Residual: difference between observed and expected
The residual of the \(i^{th}\) observation \((x_i, y_i)\) is the difference between the observed response \((y_i)\) and its predicted value based on model fit \((\hat y_i)\): \(e_i = y_i - \hat y_i\)
In the scatter plot, residual (in other words, estimation error) is shown as the verticle distance between the observed point and the line. If an observation is above the line, then its residual is positive. Observations below the line have negative residuals. One goal in picking the right linear model is for these residuals to be as small as possible.
Common practice is to choose the line that minimizes the sum of squared residuals: \(e_1^2 + e_2^2 + ... + e_n^2\)
There is only one line that minimizes the sum of squared residuals. It is called the least squared line.
Mathematically, it can be shown that the regression line is the least squared line.
root mean squared (r.m.s) error of regression = r.m.s of residuals =
\[ \bbox[yellow,5px] { \color{black}{\sqrt {1-r^2}.\sigma_y} } \]
\(\color{black}{\sqrt {1-r^2}.\sigma_y}\)
Linearity - The relationship between \(x\) and \(y\) should show a linear trend.
Nearly Normal Residuals - Generally the residuals must be nearly normal with a mean of zero.
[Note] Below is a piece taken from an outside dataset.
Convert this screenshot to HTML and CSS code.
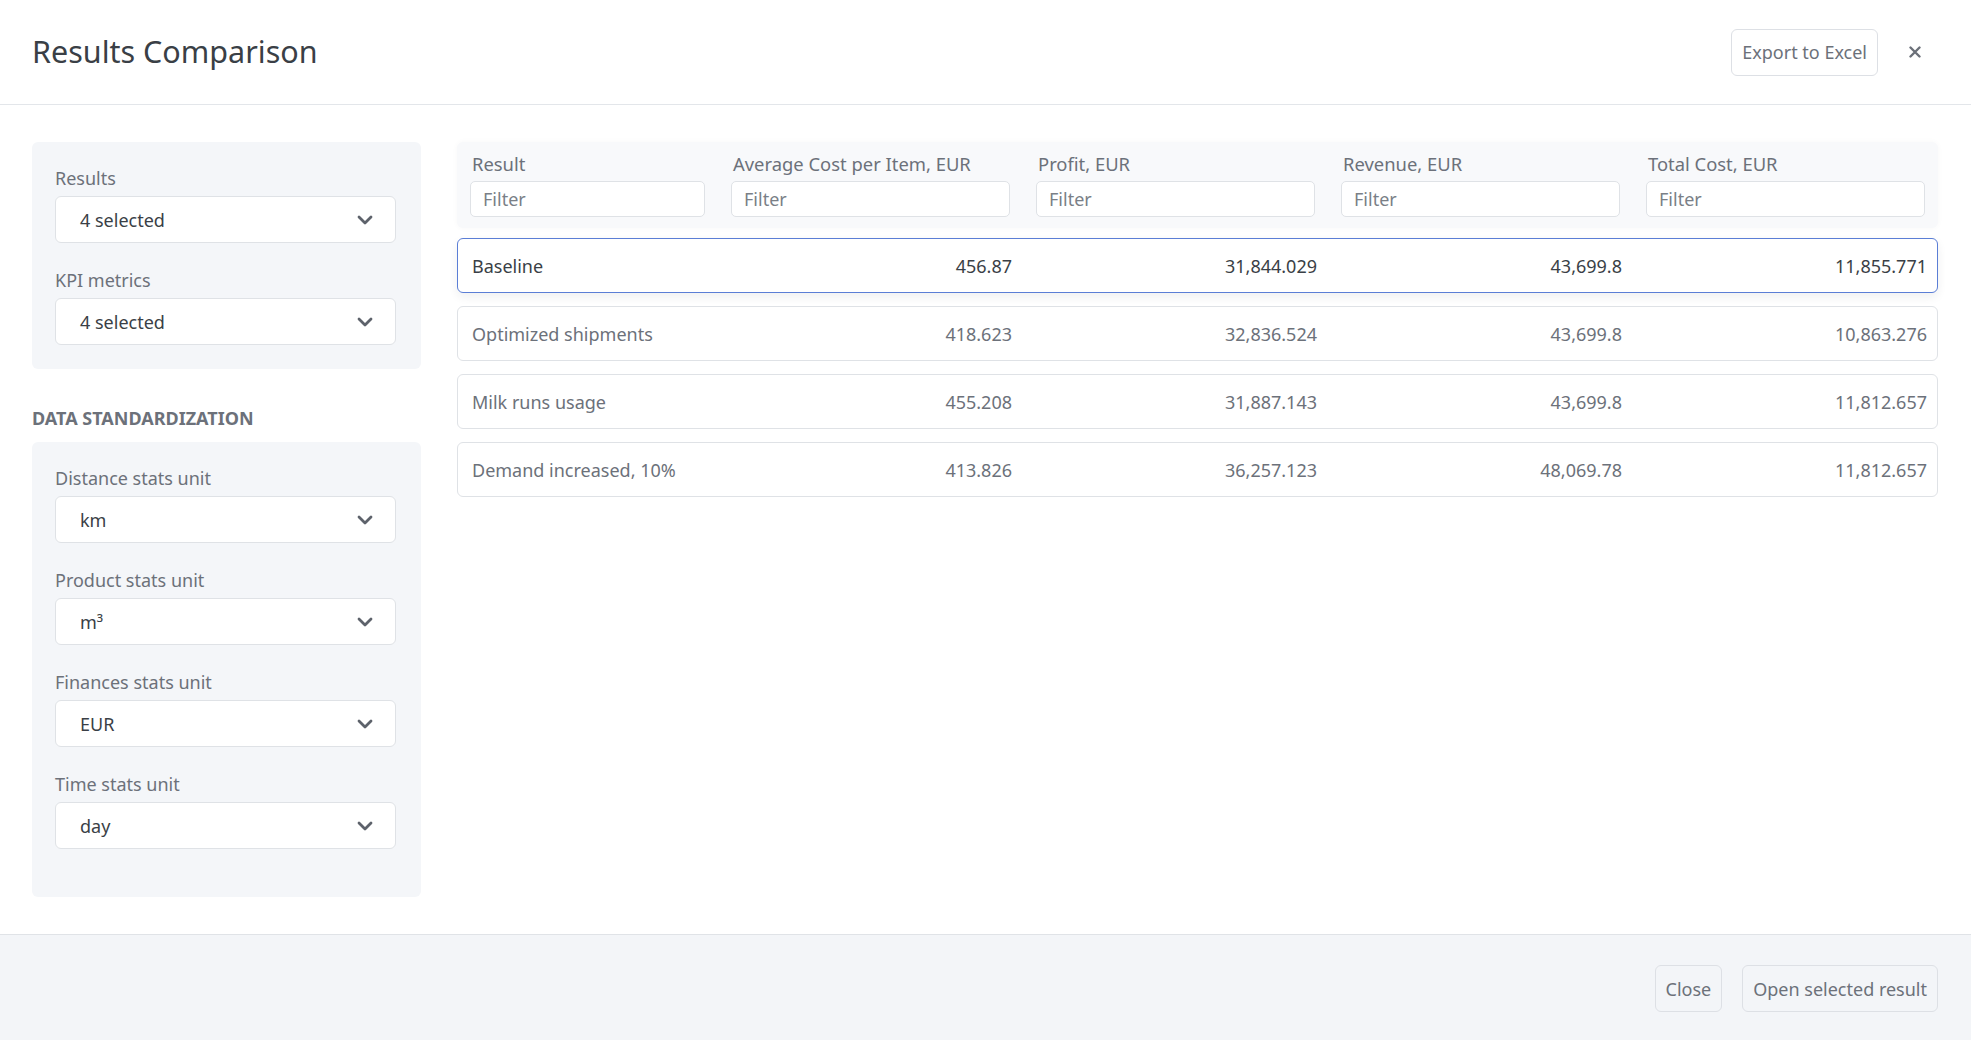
FILE: index.html
```html
<!DOCTYPE html>
<html lang="en">
<head>
<meta charset="utf-8">
<title>Results Comparison</title>
<link rel="stylesheet" href="styles.css">
</head>
<body>
<div class="modal">
  <header class="modal-header">
    <h1 class="title">Results Comparison</h1>
    <div class="header-actions">
      <button class="btn">Export to Excel</button>
      <button class="close-btn" aria-label="Close">
        <svg width="12" height="12" viewBox="0 0 12 12"><path d="M1.5 1.5 L10.5 10.5 M10.5 1.5 L1.5 10.5" stroke="#6b7079" stroke-width="2.4" stroke-linecap="round"/></svg>
      </button>
    </div>
  </header>

  <main class="modal-body">
    <aside class="sidebar">
      <section class="panel">
        <div class="field">
          <label class="field-label">Results</label>
          <div class="select"><span>4 selected</span><svg class="chev" width="16" height="10" viewBox="0 0 16 10"><path d="M2 2 L8 8 L14 2" fill="none" stroke="#5d626b" stroke-width="2.8" stroke-linecap="round" stroke-linejoin="round"/></svg></div>
        </div>
        <div class="field">
          <label class="field-label">KPI metrics</label>
          <div class="select"><span>4 selected</span><svg class="chev" width="16" height="10" viewBox="0 0 16 10"><path d="M2 2 L8 8 L14 2" fill="none" stroke="#5d626b" stroke-width="2.8" stroke-linecap="round" stroke-linejoin="round"/></svg></div>
        </div>
      </section>

      <h2 class="section-title">DATA STANDARDIZATION</h2>

      <section class="panel panel-tall">
        <div class="field">
          <label class="field-label">Distance stats unit</label>
          <div class="select"><span>km</span><svg class="chev" width="16" height="10" viewBox="0 0 16 10"><path d="M2 2 L8 8 L14 2" fill="none" stroke="#5d626b" stroke-width="2.8" stroke-linecap="round" stroke-linejoin="round"/></svg></div>
        </div>
        <div class="field">
          <label class="field-label">Product stats unit</label>
          <div class="select"><span>m³</span><svg class="chev" width="16" height="10" viewBox="0 0 16 10"><path d="M2 2 L8 8 L14 2" fill="none" stroke="#5d626b" stroke-width="2.8" stroke-linecap="round" stroke-linejoin="round"/></svg></div>
        </div>
        <div class="field">
          <label class="field-label">Finances stats unit</label>
          <div class="select"><span>EUR</span><svg class="chev" width="16" height="10" viewBox="0 0 16 10"><path d="M2 2 L8 8 L14 2" fill="none" stroke="#5d626b" stroke-width="2.8" stroke-linecap="round" stroke-linejoin="round"/></svg></div>
        </div>
        <div class="field">
          <label class="field-label">Time stats unit</label>
          <div class="select"><span>day</span><svg class="chev" width="16" height="10" viewBox="0 0 16 10"><path d="M2 2 L8 8 L14 2" fill="none" stroke="#5d626b" stroke-width="2.8" stroke-linecap="round" stroke-linejoin="round"/></svg></div>
        </div>
      </section>
    </aside>

    <section class="results">
      <div class="table-head grid">
        <div class="col-head"><span class="col-title">Result</span><input class="filter" placeholder="Filter"></div>
        <div class="col-head"><span class="col-title">Average Cost per Item, EUR</span><input class="filter" placeholder="Filter"></div>
        <div class="col-head"><span class="col-title">Profit, EUR</span><input class="filter" placeholder="Filter"></div>
        <div class="col-head"><span class="col-title">Revenue, EUR</span><input class="filter" placeholder="Filter"></div>
        <div class="col-head"><span class="col-title">Total Cost, EUR</span><input class="filter" placeholder="Filter"></div>
      </div>

      <div class="rows">
        <div class="row grid selected">
          <span>Baseline</span><span class="num">456.87</span><span class="num">31,844.029</span><span class="num">43,699.8</span><span class="num">11,855.771</span>
        </div>
        <div class="row grid">
          <span>Optimized shipments</span><span class="num">418.623</span><span class="num">32,836.524</span><span class="num">43,699.8</span><span class="num">10,863.276</span>
        </div>
        <div class="row grid">
          <span>Milk runs usage</span><span class="num">455.208</span><span class="num">31,887.143</span><span class="num">43,699.8</span><span class="num">11,812.657</span>
        </div>
        <div class="row grid">
          <span>Demand increased, 10%</span><span class="num">413.826</span><span class="num">36,257.123</span><span class="num">48,069.78</span><span class="num">11,812.657</span>
        </div>
      </div>
    </section>
  </main>

  <footer class="modal-footer">
    <button class="btn btn-footer">Close</button>
    <button class="btn btn-footer">Open selected result</button>
  </footer>
</div>
</body>
</html>
```

FILE: styles.css
```css
* { box-sizing: border-box; }

html, body {
  margin: 0;
  padding: 0;
  background: #ffffff;
}

body {
  font-family: "Noto Sans", "Open Sans", sans-serif;
  color: #3a3f46;
}

.modal {
  width: 1971px;
  height: 1040px;
  display: flex;
  flex-direction: column;
}

/* Header */
.modal-header {
  height: 105px;
  flex: 0 0 105px;
  border-bottom: 1px solid #e3e6ea;
  display: flex;
  align-items: center;
  justify-content: space-between;
  padding: 0 36px 3px 32px;
}

.title {
  margin: 0;
  font-size: 30.5px;
  font-weight: 400;
  color: #3a3f46;
}

.header-actions {
  display: flex;
  align-items: center;
  gap: 17px;
  padding-top: 3px;
}

.btn {
  font-family: "Noto Sans", "Open Sans", sans-serif;
  font-size: 18px;
  color: #6c717a;
  background: #ffffff;
  border: 1px solid #dde0e5;
  border-radius: 6px;
  height: 47px;
  padding: 0 10px;
  line-height: 1;
}

.close-btn {
  width: 40px;
  height: 40px;
  border: none;
  background: transparent;
  display: flex;
  align-items: center;
  justify-content: center;
  padding: 0;
}

/* Body */
.modal-body {
  flex: 1 1 auto;
  display: flex;
  gap: 36px;
  padding: 37px 33px 0 32px;
}

.sidebar {
  width: 389px;
  flex: 0 0 389px;
  display: flex;
  flex-direction: column;
}

.panel {
  background: #f4f6f9;
  border-radius: 6px;
  padding: 24px 25px 24px 23px;
  display: flex;
  flex-direction: column;
  gap: 25px;
}

.panel-tall {
  padding-bottom: 48px;
}

.field {
  display: flex;
  flex-direction: column;
}

.field-label {
  font-size: 18px;
  line-height: 24px;
  color: #6c717a;
  margin-bottom: 6px;
}

.select {
  height: 47px;
  background: #ffffff;
  border: 1px solid #dfe2e6;
  border-radius: 6px;
  display: flex;
  align-items: center;
  justify-content: space-between;
  padding: 0 22px 0 24px;
  font-size: 18px;
  color: #3a3f46;
}

.chev { display: block; }

.section-title {
  margin: 37px 0 12px 0;
  font-size: 18px;
  line-height: 24px;
  font-weight: 700;
  color: #6c717a;
}

/* Results table */
.results {
  flex: 1 1 auto;
  display: flex;
  flex-direction: column;
}

.grid {
  display: grid;
  grid-template-columns: 235px repeat(4, 1fr);
  column-gap: 26px;
}

.table-head {
  background: #f8f9fb;
  border-radius: 6px;
  padding: 10px 13px 11px 13px;
  box-shadow: 0 0 6px rgba(30, 40, 60, 0.03);
}

.col-head {
  display: flex;
  flex-direction: column;
}

.col-title {
  font-size: 18.4px;
  line-height: 24px;
  color: #6c717a;
  padding-left: 2px;
  margin-bottom: 5px;
  white-space: nowrap;
}

.filter {
  height: 36px;
  width: 100%;
  border: 1px solid #dfe2e6;
  border-radius: 5px;
  background: #ffffff;
  padding: 0 12px;
  font-family: "Noto Sans", "Open Sans", sans-serif;
  font-size: 18px;
  color: #3a3f46;
  outline: none;
}

.filter::placeholder {
  color: #7a7f87;
}

.rows {
  display: flex;
  flex-direction: column;
  gap: 13px;
  margin-top: 10px;
}

.row {
  height: 55px;
  border: 1px solid #dfe2e6;
  border-radius: 6px;
  background: #ffffff;
  padding: 0 10px 0 14px;
  align-items: center;
  font-size: 18px;
  color: #6c717a;
}

.row.selected {
  border-color: #5b7ed6;
  color: #3a3f46;
  box-shadow: 0 4px 10px rgba(30, 40, 60, 0.07);
}

.num {
  text-align: right;
}

/* Footer */
.modal-footer {
  height: 106px;
  flex: 0 0 106px;
  border-top: 1px solid #e0e3e7;
  background: #f3f5f8;
  display: flex;
  align-items: center;
  justify-content: flex-end;
  gap: 20px;
  padding: 2px 33px 0 0;
}

.btn-footer {
  background: #f3f5f8;
}
```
There should be no linear association between the resuduals and \(x\), meaning \(cor(x,res)=0\). When this condition is violated, it is usually because of outliers.
Constant Variability The variability of points around the least squares line remains roughly constant.
Independent Observations Be cautious about applying regression to time series data, which are sequential observations in time such as a stock price each day. Such data may have an underlying structure that should be considered in a model and analysis.
\[ \text{total variation = explained variation + unexplained variation} \\ \sum(y - \bar y)^2 = \sum(\hat y - \bar y)^2 + \sum(y - \hat y)^2 \]
\(R^2\) is the proportion of the variance in the dependent variable \(y\) that is explained by the linear relationship between \(x\) and \(y\).
\[ r^2 = \frac{\text{explained variation}}{\text{total variation}} \]
\(R^2 = 58\%\) suggests that \(58\%\) of the variability in \(y\) can be explained by the variability in \(x\).